The operational point is buried in those numbers. The cache does not help by being turned on. It helps by being instrumented. If you cannot read your API cache hit rate from your billing telemetry today — by tenant, by route, by hour — you are not yet using prompt caching. You are hoping.

the gateway — semantic caching with the dial

The third layer is the one most teams skip and most should not. Semantic caching at the gateway intercepts requests before they reach the model: embed the incoming query, compare it against an indexed set of prior queries, and if a stored query is similar enough — by cosine similarity above a threshold — return the cached answer instead of calling the model at all. GPTCache, Redis Stack, and the AI-gateway products from Maxim, Portkey and others all implement variations of this idea.

The dial is the similarity threshold. Set it too low and the cache returns wrong answers; set it too high and you never hit. Production deployments cluster between roughly 0.85 and 0.92 cosine similarity, with hit rates of 30–70% on long-tail customer support and FAQ traffic (Spheron survey on GPTCache and Redis vector cache, 2026; GPT Semantic Cache, arXiv preprint).
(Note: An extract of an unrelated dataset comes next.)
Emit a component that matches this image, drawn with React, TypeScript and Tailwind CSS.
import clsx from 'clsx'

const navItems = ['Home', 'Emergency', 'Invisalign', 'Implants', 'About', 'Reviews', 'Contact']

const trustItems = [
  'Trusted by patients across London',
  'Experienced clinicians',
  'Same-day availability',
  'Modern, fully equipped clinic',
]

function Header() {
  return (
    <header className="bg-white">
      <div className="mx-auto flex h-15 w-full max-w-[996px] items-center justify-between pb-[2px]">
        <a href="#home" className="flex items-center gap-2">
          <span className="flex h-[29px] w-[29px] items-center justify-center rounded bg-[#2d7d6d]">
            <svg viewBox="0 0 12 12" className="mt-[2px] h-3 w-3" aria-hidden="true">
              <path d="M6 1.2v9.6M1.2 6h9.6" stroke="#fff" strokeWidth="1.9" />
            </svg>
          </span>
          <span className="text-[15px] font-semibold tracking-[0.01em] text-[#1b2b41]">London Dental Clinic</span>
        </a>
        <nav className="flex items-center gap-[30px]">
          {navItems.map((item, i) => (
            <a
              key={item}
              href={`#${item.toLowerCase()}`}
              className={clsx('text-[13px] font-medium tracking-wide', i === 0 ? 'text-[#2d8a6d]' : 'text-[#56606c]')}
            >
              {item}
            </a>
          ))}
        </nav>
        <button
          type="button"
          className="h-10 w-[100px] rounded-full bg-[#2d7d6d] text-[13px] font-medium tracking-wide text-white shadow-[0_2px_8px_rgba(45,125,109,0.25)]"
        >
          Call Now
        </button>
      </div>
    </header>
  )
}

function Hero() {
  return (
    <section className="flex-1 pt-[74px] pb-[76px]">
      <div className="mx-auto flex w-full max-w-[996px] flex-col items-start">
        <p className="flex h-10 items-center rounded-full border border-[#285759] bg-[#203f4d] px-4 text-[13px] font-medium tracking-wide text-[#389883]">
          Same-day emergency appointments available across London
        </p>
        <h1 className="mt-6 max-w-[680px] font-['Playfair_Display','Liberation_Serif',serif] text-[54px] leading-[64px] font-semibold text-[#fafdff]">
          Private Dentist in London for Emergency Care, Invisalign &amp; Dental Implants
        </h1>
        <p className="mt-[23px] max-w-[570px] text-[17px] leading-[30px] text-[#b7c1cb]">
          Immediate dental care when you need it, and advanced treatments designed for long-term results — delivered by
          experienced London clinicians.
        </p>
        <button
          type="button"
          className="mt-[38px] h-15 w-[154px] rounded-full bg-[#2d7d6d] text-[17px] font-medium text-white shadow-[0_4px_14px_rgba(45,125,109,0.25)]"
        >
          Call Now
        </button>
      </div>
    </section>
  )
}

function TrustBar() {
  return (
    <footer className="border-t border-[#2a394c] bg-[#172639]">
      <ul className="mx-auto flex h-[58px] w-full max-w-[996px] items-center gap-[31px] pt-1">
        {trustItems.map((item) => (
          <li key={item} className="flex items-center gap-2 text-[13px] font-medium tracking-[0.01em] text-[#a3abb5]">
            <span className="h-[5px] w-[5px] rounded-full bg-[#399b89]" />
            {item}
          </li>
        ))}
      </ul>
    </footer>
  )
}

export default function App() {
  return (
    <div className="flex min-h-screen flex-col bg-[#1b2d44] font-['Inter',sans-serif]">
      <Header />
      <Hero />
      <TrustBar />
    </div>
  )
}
The mistake everyone makes here is treating semantic caching as set-and-forget. It is the opposite. The threshold needs re-tuning against real production traffic at least monthly. The cache needs an eviction policy that respects answer freshness. And it must never serve a stale response to a question whose answer depends on time-sensitive data — your order status, your account balance, today's regulatory state. This is the layer where wrong answers come from a system the user trusts. Treat it accordingly, or do not deploy it.

the math everyone gets wrong

Per-token inference cost has dropped roughly 10x per year since 2021 — what a16z calls LLMflation (Andreessen Horowitz, refreshed 2026). What cost $60 per million tokens in 2021 costs about $0.06 today for equivalent-class models. That curve sounds like the problem is solving itself. It isn't.
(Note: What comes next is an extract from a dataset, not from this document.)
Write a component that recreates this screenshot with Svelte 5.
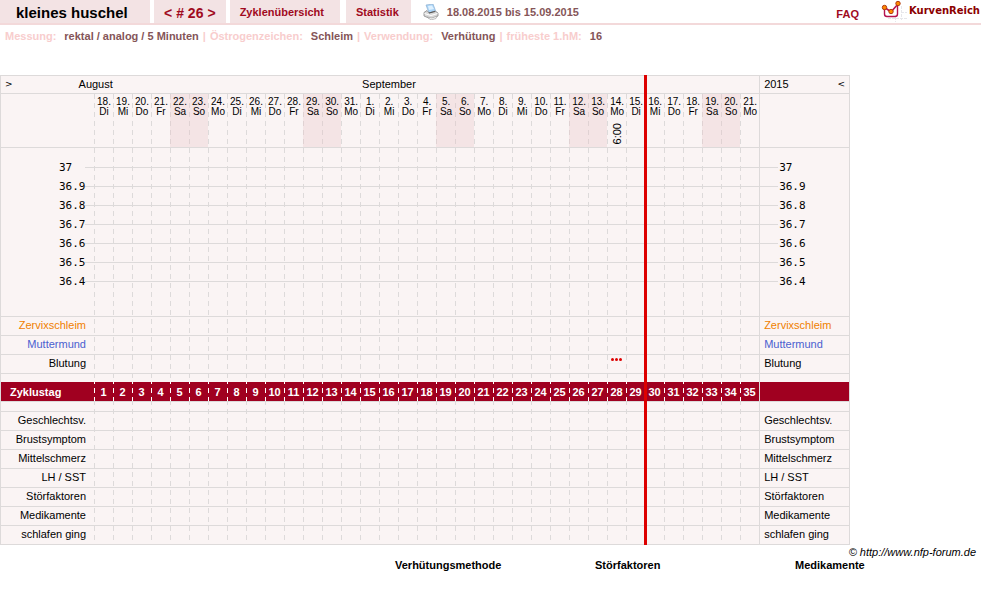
<header class="topbar">
  <nav>
    <h1>kleines huschel</h1>
    <div class="tab cycle">
      <a href="#prev" aria-label="Vorheriger Zyklus">&lt;</a>
      <a href="#26"># 26</a>
      <a href="#next" aria-label="Nächster Zyklus">&gt;</a>
    </div>
    <a class="tab overview" href="#zyklen">Zyklenübersicht</a>
    <a class="tab stats" href="#statistik">Statistik</a>
  </nav>
  <a class="print" href="#drucken" aria-label="Drucken">
    <svg width="16" height="16" viewBox="0 0 16 16">
      <path d="M3 1 L10 0 L13 8 L6 9 Z" fill="#a9d4f8" stroke="#8fb0d0" stroke-width=".7" />
      <path d="M5 2 L9 1.500 L11 5 L6 6 Z" fill="#dff1ff" />
      <path d="M1 8.500 L4 6.500 L6 9 L12 7 L15 9 V12 L8 15 L1 12 Z" fill="#d8d8d8" stroke="#888888" stroke-width=".8" />
      <path d="M1.500 9.500 L8 11.500 L14.500 9.500" fill="none" stroke="#ffffff" />
      <path d="M4 13 L9 14 L14 12 L13 14.500 L8 16 Z" fill="#f4f4f4" stroke="#999999" stroke-width=".6" />
      <path d="M6 9 L12 7.500" stroke="#555555" stroke-width="1.1" />
    </svg>
  </a>
  <span class="period">18.08.2015 bis 15.09.2015</span>
  <a class="faq" href="#faq">FAQ</a>
  <a class="brand" href="#start">
    <svg width="26" height="22" viewBox="0 0 26 22">
      <path d="M7 18.500 H26 M14.500 17 V22 M20.500 6 V20 M20 12.500 H26" stroke="#e6e6ea" stroke-dasharray="3 1" fill="none" />
      <path d="M3.500 7 V14 Q3.500 16.500 6 16.500 H14 Q16.500 16.500 16.500 14 V5" fill="none" stroke="#b5124f" stroke-width="1.4" />
      <path d="M3 7 L10 12 L17 4" fill="none" stroke="#b5124f" stroke-width="1.6" />
      <circle cx="3.500" cy="7.500" r="2.200" fill="#ff8a00" stroke="#b03a10" />
      <circle cx="10" cy="11.500" r="2.200" fill="#ff8a00" stroke="#b03a10" />
      <circle cx="17" cy="3.500" r="2.200" fill="#ff8a00" stroke="#b03a10" />
    </svg>
    <span>KurvenReich</span>
  </a>
</header>

<dl class="settings">
  {#each settings as { name, value }}
    <div>
      <dt>{name}:</dt>
      <dd>{value}</dd>
    </div>
  {/each}
</dl>

<main>
  <table>
    <colgroup>
      <col class="label-col" />
      {#each days as day}
        <col class="day-col" />
      {/each}
      <col class="end-col" />
    </colgroup>
    <thead>
      <tr class="months">
        <th colspan="13">
          <div class="month-start">
            <button aria-label="Zurück">&gt;</button>
            <span>August</span>
          </div>
        </th>
        <th colspan="17" class="september today">September</th>
        <th colspan="6"></th>
        <th class="end">
          <div class="year">
            <span>2015</span>
            <button aria-label="Weiter">&lt;</button>
          </div>
        </th>
      </tr>
      <tr class="dates">
        <td></td>
        {#each days as day}
          <th class="day" class:weekend={day.weekend} class:today={day.nr === lastDay}>
            {day.date}.<br />{day.name}
            {#if day.time}
              <span class="time">{day.time}</span>
            {/if}
          </th>
        {/each}
        <td class="end"></td>
      </tr>
    </thead>
    <tbody>
      {@render emptyRow('pad-top')}
      {#each temperatures as temperature}
        <tr class="temp">
          <th><span>{temperature}</span></th>
          {@render cells()}
          <td class="end"><span>{temperature}</span></td>
        </tr>
      {/each}
      {@render emptyRow('pad-bottom line')}

      {#each signs as sign}
        <tr class="entry line {sign.kind}">
          <th>{sign.label}</th>
          {@render cells(sign.marks)}
          <td class="end">{sign.label}</td>
        </tr>
      {/each}
      {@render emptyRow('spacer')}

      <tr class="cycle-day">
        <th>Zyklustag</th>
        {#each days as day}
          <td class="day" class:today={day.nr === lastDay}>{day.nr}</td>
        {/each}
        <td class="end"></td>
      </tr>
      {@render emptyRow('spacer after line')}

      {#each notes as note}
        <tr class="entry line">
          <th>{note}</th>
          {@render cells()}
          <td class="end">{note}</td>
        </tr>
      {/each}
    </tbody>
  </table>
</main>

<footer>
  <a href="http://www.nfp-forum.de">© http://www.nfp-forum.de</a>
  <div class="legend">
    <h2>Verhütungsmethode</h2>
    <h2>Störfaktoren</h2>
    <h2>Medikamente</h2>
  </div>
</footer>

{#snippet cells(marks = {})}
  {#each days as day}
    <td class="day" class:today={day.nr === lastDay}>
      {#if marks[day.nr]}
        <svg class="bleeding" width="11" height="3" viewBox="0 0 11 3">
          {#each Array(marks[day.nr]) as _, i}
            <circle cx={1.5 + i * 4} cy="1.5" r="1.5" />
          {/each}
        </svg>
      {/if}
    </td>
  {/each}
{/snippet}

{#snippet emptyRow(kind)}
  <tr class={kind}>
    <td></td>
    {@render cells()}
    <td class="end"></td>
  </tr>
{/snippet}

<script lang="ts">
  const lastDay = 29;
  const weekdays = ['So', 'Mo', 'Di', 'Mi', 'Do', 'Fr', 'Sa'];

  const settings = [
    { name: 'Messung', value: 'rektal / analog / 5 Minuten' },
    { name: 'Östrogenzeichen', value: 'Schleim' },
    { name: 'Verwendung', value: 'Verhütung' },
    { name: 'früheste 1.hM', value: '16' },
  ];

  const days = Array.from({ length: 35 }, (_, i) => {
    const date = new Date(2015, 7, 18 + i);
    return {
      nr: i + 1,
      date: date.getDate(),
      name: weekdays[date.getDay()],
      weekend: date.getDay() % 6 === 0,
      time: i === 27 ? '6:00' : '',
    };
  });

  const temperatures = ['37', '36.9', '36.8', '36.7', '36.6', '36.5', '36.4'];

  const signs = [
    { label: 'Zervixschleim', kind: 'mucus' },
    { label: 'Muttermund', kind: 'cervix' },
    { label: 'Blutung', kind: 'blood', marks: { 28: 3 } },
  ];

  const notes = ['Geschlechtsv.', 'Brustsymptom', 'Mittelschmerz', 'LH / SST', 'Störfaktoren', 'Medikamente', 'schlafen ging'];
</script>

<style>
  :global(body) {
    background: white;
    font-family: "Liberation Sans", Arial, sans-serif;
    font-size: 11px;
    color: black;
  }

  a {
    color: #a00a1e;
    text-decoration: none;
  }

  .topbar {
    display: flex;
    height: 23px;
    border-bottom: 2px solid #f3d9da;
    font-weight: bold;
    line-height: 25px;
    white-space: nowrap;
  }

  nav {
    display: flex;
    gap: 4px;
  }

  h1 {
    box-sizing: border-box;
    width: 150px;
    margin: 0;
    padding-left: 16px;
    background: #f3e3e4;
    font-size: 15px;
    line-height: 26px;
  }

  .tab {
    background: #f3e3e4;
    padding: 0 10px;
  }

  .cycle {
    display: flex;
    gap: 4px;
    font-size: 14px;
    line-height: 26px;
  }

  .overview {
    padding-right: 16px;
  }

  .stats {
    margin-left: 2px;
    padding-right: 12px;
  }

  .print {
    margin: 4px 8px 0 12px;
    line-height: 0;
  }

  .period {
    color: #855558;
  }

  .faq {
    margin-left: auto;
    line-height: 28px;
  }

  .brand {
    display: flex;
    gap: 2px;
    margin-left: 22px;
    color: #8b0000;
    font-family: "DejaVu Sans", Verdana, sans-serif;
    font-size: 10px;
    line-height: 21px;
    padding-right: 1px;
  }

  .settings {
    display: flex;
    margin: 0;
    padding: 4px 5px 0;
    font-weight: bold;
    line-height: 15px;
    color: #f8cdcd;
  }

  .settings div {
    display: flex;
  }

  .settings div + div::before {
    content: '|';
    padding: 0 4px;
  }

  dd {
    margin: 0 0 0 8px;
    color: #855558;
  }

  main {
    padding-top: 31px;
  }

  table {
    --grid: #dddada;
    --dash: repeating-linear-gradient(var(--grid) 0 5px, transparent 5px 9px);
    width: 100%;
    max-width: 850px;
    table-layout: fixed;
    border-collapse: separate;
    border-spacing: 0;
    box-sizing: border-box;
    border: 1px solid var(--grid);
    background: #faf4f4;
  }

  .label-col {
    width: 93px;
  }

  .day-col {
    width: 19px;
    background: var(--dash) left top / 1px 100% no-repeat;
  }

  .end-col {
    width: 90px;
  }

  th,
  td {
    padding: 0;
    font-weight: normal;
  }

  .end {
    border-left: 1px solid var(--grid);
    text-align: left;
  }

  .today {
    position: relative;
  }

  .today::after {
    content: '';
    position: absolute;
    top: -1px;
    right: -2px;
    bottom: -1px;
    width: 3px;
    background: #dd0000;
    z-index: 1;
  }

  .months th {
    height: 17px;
    border-bottom: 1px solid var(--grid);
    background: #faf4f4;
    text-align: left;
    line-height: 17px;
  }

  .month-start {
    display: flex;
    gap: 66px;
  }

  .year {
    display: flex;
    justify-content: space-between;
    padding: 0 4px;
  }

  .months button {
    border: none;
    background: none;
    padding: 0;
    font: 9px/15px "DejaVu Sans", sans-serif;
  }

  .month-start button {
    padding-left: 4px;
  }

  .months .september {
    padding-left: 40px;
  }

  .dates > * {
    height: 53px;
    border-bottom: 1px solid var(--grid);
    vertical-align: top;
  }

  .dates .day {
    box-sizing: border-box;
    height: 54px;
    padding: 3px 0 0 1px;
    font-size: 10px;
    line-height: 10px;
    text-align: center;
  }

  .weekend {
    background: rgba(232, 192, 196, 0.3);
  }

  .time {
    display: block;
    margin: 6px auto 0;
    writing-mode: vertical-rl;
    transform: rotate(180deg);
    font-size: 11px;
  }

  .pad-top td {
    height: 10px;
  }

  .pad-bottom td {
    height: 25px;
  }

  .line > * {
    border-bottom: 1px solid var(--grid);
  }

  .temp > * {
    height: 19px;
    font: 11px/19px "DejaVu Sans Mono", monospace;
    text-align: left;
    background: linear-gradient(var(--grid), var(--grid)) 0 9px / 100% 1px no-repeat;
  }

  .temp th {
    padding-left: 58px;
    background-position: 84px 9px;
  }

  .temp .end {
    padding-left: 19px;
    background-size: 18px 1px;
  }

  .entry > * {
    height: 18px;
    line-height: 16px;
    vertical-align: top;
  }

  .entry:last-child > * {
    border-bottom: none;
  }

  .entry th {
    padding-right: 8px;
    text-align: right;
  }

  .entry .end {
    padding-left: 4px;
  }

  .mucus {
    color: #f08000;
  }

  .cervix {
    color: #4a5fd0;
  }

  .blood .day {
    text-align: center;
    line-height: 0;
  }

  .bleeding {
    margin-top: 3px;
    fill: #dd0000;
  }

  .spacer td {
    height: 8px;
  }

  .after td {
    height: 9px;
    border-top: 1px solid var(--grid);
  }

  .cycle-day > * {
    height: 19px;
    background: #a00020;
    color: white;
    font-weight: bold;
    text-align: center;
  }

  .cycle-day th {
    padding-left: 9px;
    text-align: left;
  }

  .cycle-day .day {
    background: #a00020 repeating-linear-gradient(white 0 2px, #a00020 2px 6px, white 6px 9px) left top / 1px 100% no-repeat;
  }

  footer {
    line-height: 13px;
    padding-top: 1px;
  }

  footer a {
    display: block;
    padding-right: 5px;
    color: black;
    font-style: italic;
    text-align: right;
  }

  .legend {
    display: flex;
    padding-left: 395px;
  }

  h2 {
    width: 200px;
    margin: 0;
    font-size: 11px;
  }

  h2:last-child {
    width: auto;
  }
</style>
The FinOps Foundation's 2026 State of FinOps report found that 73% of respondents said AI costs exceeded original budget projections, and AI is now the fastest-growing new spend category. Agentic workloads consume 5–30x more tokens per completed task than single-turn chat, and the average enterprise AI budget has grown from about $1.2M in 2024 to roughly $7M in 2026 (AnalyticsWeek inference-economics breakdown). The unit cost is falling. The unit count is rising faster. The bill goes up.

Caching is the only architecture choice that bends both curves at once. Prefix caching at the engine layer cuts the compute. Prompt caching at the API layer cuts the price. Semantic caching at the gateway layer cuts the volume. None of the three is sufficient alone. Together, in production workloads I have personally measured, they routinely deliver 50–70% cost reductions — not vendor-benchmark conditions, real production, with hit rates you can pull from a dashboard.

the stake

Here is mine. If you are running a production agent system in 2026 without all three layers configured deliberately — with measured hit rates visible to your engineering team and your finance team — your inference bill is at least 30% larger than it needs to be. In the systems I have reviewed this year it is closer to 60%. I would bet a quarter of consulting fees against that floor, and I have not lost the bet yet.

The work to fix it is not glamorous. It is not optional either. The cache layer is where the FinOps reckoning either lands quietly, inside your engineering team, six weeks of work and a dashboard later — or arrives loudly, six months later, on someone's expense statement, with the CFO holding the page.

Cache before you call.

Tarry Singh is the founder and CEO of Real AI, an enterprise AI advisory and deployment firm working with global enterprises on production agent systems, model risk, and AI sovereignty strategy. He also leads Earthscan, an Energy AI startup, and is a founding contributor to the EU-funded HCAIM and PANORAIMA programmes for responsible AI education across European universities. He writes at tarrysingh.com.